The Twin Cities real estate markets mirrors what has happened nationally this year. The National Association of Realtors said last week that it expects a national record of 6.07 million existing-home sales this year, 9.1 percent up from last year's record 5.57 million.

"If you would have asked me at the beginning of the year, I would have expected we'd be close to last year" in sales, said Bob Clark, president of the St. Paul Area Association of Realtors. "I didn't expect to exceed it, but neither did I expect that interest rates would stay so low for the rest of the year. I think interest rates definitely are a big factor in keeping purchasing power there for the consumer."

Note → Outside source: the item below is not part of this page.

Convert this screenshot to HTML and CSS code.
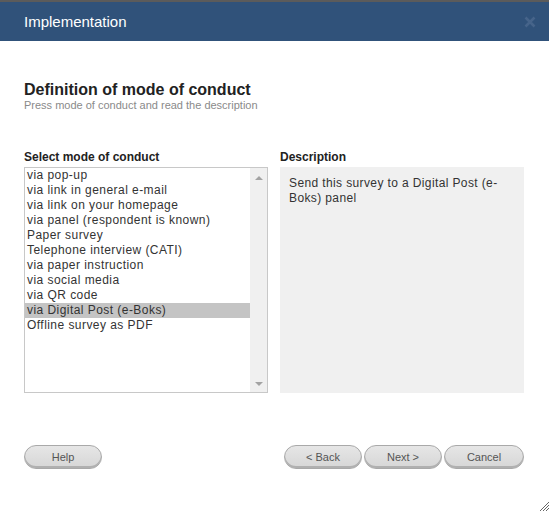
FILE: index.html
```html
<!DOCTYPE html>
<html>
<head>
<meta charset="utf-8">
<link rel="stylesheet" href="styles.css">
</head>
<body>
<div class="dialog">
  <div class="titlebar">
    <span class="title">Implementation</span>
    <svg class="close" width="12" height="12" viewBox="0 0 12 12"><path d="M1.5 1.5 L10.5 10.5 M10.5 1.5 L1.5 10.5" stroke="#46648a" stroke-width="2.6" stroke-linecap="butt"/></svg>
  </div>
  <div class="content">
    <h1 class="heading">Definition of mode of conduct</h1>
    <div class="sub">Press mode of conduct and read the description</div>
    <div class="columns">
      <div class="col">
        <div class="label">Select mode of conduct</div>
        <div class="listbox">
          <ul class="items">
            <li>via pop-up</li>
            <li>via link in general e-mail</li>
            <li>via link on your homepage</li>
            <li>via panel (respondent is known)</li>
            <li>Paper survey</li>
            <li>Telephone interview (CATI)</li>
            <li>via paper instruction</li>
            <li>via social media</li>
            <li>via QR code</li>
            <li class="selected">via Digital Post (e-Boks)</li>
            <li>Offline survey as PDF</li>
          </ul>
          <div class="scrollbar">
            <span class="arrow up"></span>
            <span class="arrow down"></span>
          </div>
        </div>
      </div>
      <div class="col">
        <div class="label">Description</div>
        <div class="descbox">Send this survey to a Digital Post (e-Boks) panel</div>
      </div>
    </div>
    <div class="buttons">
      <button class="btn">Help</button>
      <div class="btngroup">
        <button class="btn">&lt; Back</button>
        <button class="btn">Next &gt;</button>
        <button class="btn cancel">Cancel</button>
      </div>
    </div>
  </div>
  <svg class="grip" width="10" height="10" viewBox="0 0 10 10"><path d="M1 10 L10 1 M4 10 L10 4 M7 10 L10 7" stroke="#666" stroke-width="1"/></svg>
</div>
</body>
</html>
```
FILE: styles.css
```css
html, body {
  margin: 0;
  padding: 0;
  background: #fff;
}
body {
  font-family: "Liberation Sans", Arial, sans-serif;
  width: 549px;
  height: 511px;
  overflow: hidden;
}
.dialog {
  position: relative;
  width: 549px;
  height: 511px;
}
.titlebar {
  height: 39px;
  border-top: 2px solid #5b5b5b;
  background: #30527a;
  display: flex;
  align-items: center;
  justify-content: space-between;
  padding: 0 13px 0 24px;
}
.title {
  color: #fff;
  font-size: 15px;
  margin-top: -1px;
}
.close {
  display: block;
  margin-top: 1px;
}
.content {
  padding: 39px 25px 0 24px;
}
.heading {
  margin: 0;
  font-size: 16px;
  font-weight: bold;
  color: #222;
  line-height: 19px;
}
.sub {
  font-size: 11px;
  color: #8a8a8a;
  line-height: 13px;
}
.columns {
  display: flex;
  gap: 12px;
  margin-top: 38px;
}
.col {
  width: 244px;
}
.label {
  font-size: 12px;
  font-weight: bold;
  color: #222;
  line-height: 15px;
  margin-bottom: 2px;
}
.listbox {
  height: 224px;
  border: 1px solid #c8c8c8;
  display: flex;
  background: #fff;
}
.items {
  list-style: none;
  margin: 0;
  padding: 0;
  flex: 1;
}
.items li {
  font-size: 12px;
  color: #333;
  height: 15px;
  line-height: 15px;
  padding-left: 2px;
  letter-spacing: 0.45px;
  white-space: nowrap;
}
.items li.selected {
  background: #c4c4c4;
}
.scrollbar {
  width: 17px;
  background: #f0f0f0;
  display: flex;
  flex-direction: column;
  justify-content: space-between;
  align-items: center;
  padding: 8px 0 6px;
}
.arrow {
  width: 0;
  height: 0;
  border-left: 4px solid transparent;
  border-right: 4px solid transparent;
}
.arrow.up {
  border-bottom: 4px solid #a3a3a3;
}
.arrow.down {
  border-top: 4px solid #a3a3a3;
}
.descbox {
  background: #f0f0f0;
  padding: 8px;
  font-size: 12px;
  color: #333;
  line-height: 15px;
  letter-spacing: 0.38px;
  border: 1px solid #f0f0f0;
  height: 208px;
}
.buttons {
  display: flex;
  justify-content: space-between;
  margin-top: 52px;
}
.btngroup {
  display: flex;
  gap: 2px;
}
.btn {
  width: 78px;
  height: 24px;
  border: 1px solid #a9a9a9;
  border-radius: 12px;
  background: linear-gradient(#e6e6e6, #d6d6d6);
  box-shadow: inset 0 -2px 0 #b0b0b0;
  font-family: "Liberation Sans", Arial, sans-serif;
  font-size: 11px;
  color: #555;
  padding: 0 0 1px;
}
.btn.cancel {
  width: 80px;
}
.grip {
  position: absolute;
  right: 0;
  bottom: 0;
}
```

Sales also keep growing because the market is expanding, said John Lockner, president-elect of the St. Paul association. He said the population is growing, and waves of immigrants are buying their first houses and less-recent immigrants are getting the prosperity to buy their second. "A year or two ago, I almost never saw Hmong families buying homes in Washington County," he said. Now, they are, moving from homes they own in St. Paul.

The sales record was set despite a slackening in November. Sales normally taper off during the last two months of the year, but compared with November 2002, closed sales were down 1.23 percent, and pending sales -- those for which purchase agreements have been signed but have not yet closed -- were down 6.27 percent. New listings were also off slightly.

"The decreases so small they're really meaningless," said Decklynn Theisen, president-elect of the Southern Twin Cities Association of Realtors. Despite a slower market, properly priced houses in good condition still can sell quickly. "A lot of it depends on your price range," and lower-priced homes are selling quickly, Theisen said. "I just put on a listing at $224,900 in Burnsville and in four days it got six showings." A purchase offer was made Tuesday night.

Mark Allen, CEO of the Minneapolis association, said the distribution of homes for sale makes this a sellers' market below $200,000 and a buyers' market above $500,000. The median price of closed sales was $204,000, down $900 from October, but up 7.37 percent from $190,000 in November 2002. The peak was $207,500 in August.